The 25 Days of Christmas

The 25 Days of Christmas

Saturday, December 14, 2013

Day 14. Tokyo Godfathers


Tokyo Godfathers (2003) is basically Three Men and a Baby, except it's an animated movie from Japan. And the three men are homeless. Also, they're not all men. 

Look, I'm just trying to find a contemporary point of comparison. 

It's probably a lot closer to John Ford's 1948 3 Godfathers, but all of this ignores that, as far as I'm aware, Tokyo Godfathers is the only animated Christmas motion picture about homelessness. Except Hobo With a Shotgun. Which wasn't animated or set at Christmas. 

On Christmas Eve, alcoholic "old man" Gin (he's forty-something), transvestite Hana, and teenage girl Miyuki find an abandoned baby while scavenging through the trash. The three have formed a dysfunctional family of sorts on the city streets, and the baby dredges up feelings in them all, of their own abandonment, or of the wrong turns made, that led them here.

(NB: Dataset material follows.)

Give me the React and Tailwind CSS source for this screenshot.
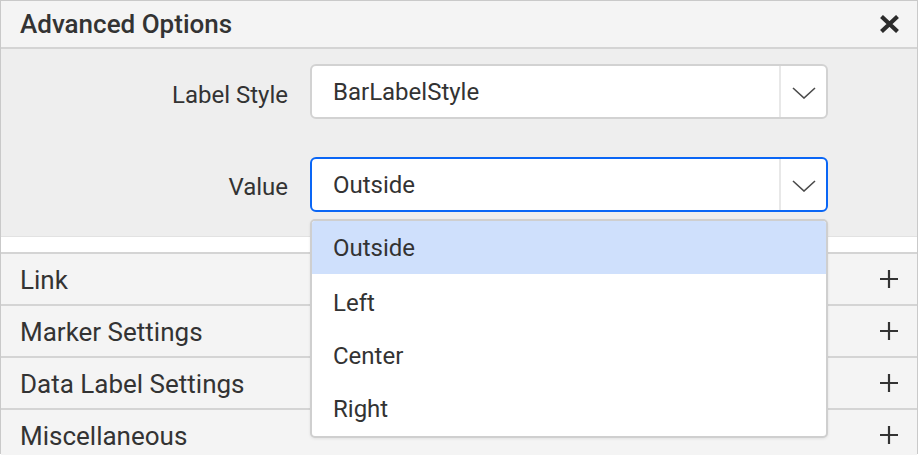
import { useState } from "react";

const FONT = { fontFamily: "Roboto, 'Noto Sans', sans-serif" };

const OPTIONS = ["Outside", "Left", "Center", "Right"];
const SECTIONS = ["Link", "Marker Settings", "Data Label Settings", "Miscellaneous"];

function Chevron() {
  return (
    <svg width="24" height="12" viewBox="0 0 24 12" fill="none">
      <path d="M1 1 L12 11 L23 1" stroke="#4a4a4a" strokeWidth="1.6" />
    </svg>
  );
}

function PlusIcon() {
  return (
    <svg width="18" height="18" viewBox="0 0 18 18">
      <path d="M9 0 V18 M0 9 H18" stroke="#333" strokeWidth="2.2" />
    </svg>
  );
}

function CloseIcon() {
  return (
    <svg width="21" height="18" viewBox="0 0 21 18">
      <path d="M2.5 1.5 L18.5 16.5 M18.5 1.5 L2.5 16.5" stroke="#2b2b2b" strokeWidth="4.2" />
    </svg>
  );
}

function Select({ value, focused, children }) {
  return (
    <div className="relative w-[518px]">
      <div
        className={`flex h-[55px] items-stretch rounded-[6px] bg-white ${
          focused ? "border-2 border-[#0a66f5]" : "border-2 border-[#d2d2d2]"
        }`}
      >
        <span className="flex flex-1 items-center pl-[21px] text-[24px] text-[#333]">{value}</span>
        <span className="flex w-[47px] items-center justify-center border-l-2 border-[#e8e8e8] pt-[2px]">
          <Chevron />
        </span>
      </div>
      {children}
    </div>
  );
}

export default function App() {
  const [value] = useState("Outside");

  return (
    <div style={FONT} className="h-[455px] w-[919px] bg-white">
      <div className="flex h-[454px] w-[918px] flex-col border border-[#c9c9c9] text-[#333]">
        {/* Header */}
        <div className="flex h-[48px] shrink-0 items-center justify-between border-b-2 border-[#d4d4d4] bg-[#f4f4f4] pl-[19px] pr-[17px]">
          <h2 className="text-[26px] font-medium text-[#333]">Advanced Options</h2>
          <button type="button" aria-label="Close" className="flex items-center">
            <CloseIcon />
          </button>
        </div>

        {/* Options body */}
        <div className="flex h-[188px] shrink-0 flex-col gap-[38px] border-b border-[#e2e2e2] bg-[#eeeeee] pt-[15px]">
          <div className="flex items-center gap-[22px]">
            <span className="w-[287px] pt-[6px] text-right text-[24px]">Label Style</span>
            <Select value="BarLabelStyle" />
          </div>
          <div className="relative z-10 flex items-center gap-[22px]">
            <span className="w-[287px] pt-[4px] text-right text-[24px]">Value</span>
            <Select value={value} focused>
              {/* Open popup list */}
              <ul className="absolute left-0 top-[62px] w-[518px] overflow-hidden rounded-[5px] border-2 border-[#cfcfcf] bg-white pb-[1px] shadow-[0_1px_3px_rgba(0,0,0,0.08)]">
                {OPTIONS.map((o, i) => (
                  <li
                    key={o}
                    className={`flex h-[53px] items-center pl-[21px] text-[24px] text-[#333] ${
                      o === value ? "bg-[#cfe0fc]" : ""
                    } ${i === 1 ? "mt-[2px]" : ""}`}
                  >
                    {o}
                  </li>
                ))}
              </ul>
            </Select>
          </div>
        </div>

        <div className="h-[15px] shrink-0 bg-white" />

        {/* Accordion sections */}
        <div className="flex flex-1 flex-col">
          {SECTIONS.map((s) => (
            <div
              key={s}
              className="flex h-[52px] shrink-0 items-center justify-between border-t-2 border-[#d4d4d4] bg-[#f4f4f4] pl-[19px] pr-[19px]"
            >
              <span className="pt-[2px] text-[26px]">{s}</span>
              <PlusIcon />
            </div>
          ))}
        </div>
      </div>
    </div>
  );
}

Tokyo Godfathers becomes an allegorical quest of sorts, where the Three Wise Men bear the gift of baby Jesus himself as a good luck omen on the trek to finding its parents. The movie is most successful in capturing nighttime Tokyo distinctively from its usual portrayal as a multi-million dollar electrical bill neon metropolis. This trio live in dimly lit back alleys behind brown and concrete slabs. It's another Christmas movie where festive cheer seems always just out of the characters' reach, and they find, in themselves, in each other, and the infant, a reason to continue.


The movie seems so good as a concept that it's frustrating how it never fully coheres. The tone is frequently loud and screechy, when it demands to be somber and poignant. The comedy is broad and easy, when it could be dry and truthful. Directors Satoshi Kon (Perfect Blue, Millennium Actress) and Shogo Furuya work in some nice moments throughout, particularly in dealing with the pain and confrontation of the trio's past, but it's lazy how the story's progression is forced through a series of Christmas miracles. 

Tokyo Godfathers and The Meaning of Christmas

The major holiday standard in this film is Beethoven's "Ode to Joy," which is used in Die Hard. Tokyo Godfathers occasionally becomes an action movie, because it suffers an identity crisis. In its heart, it's about family. Everyone needs one, at least of some type.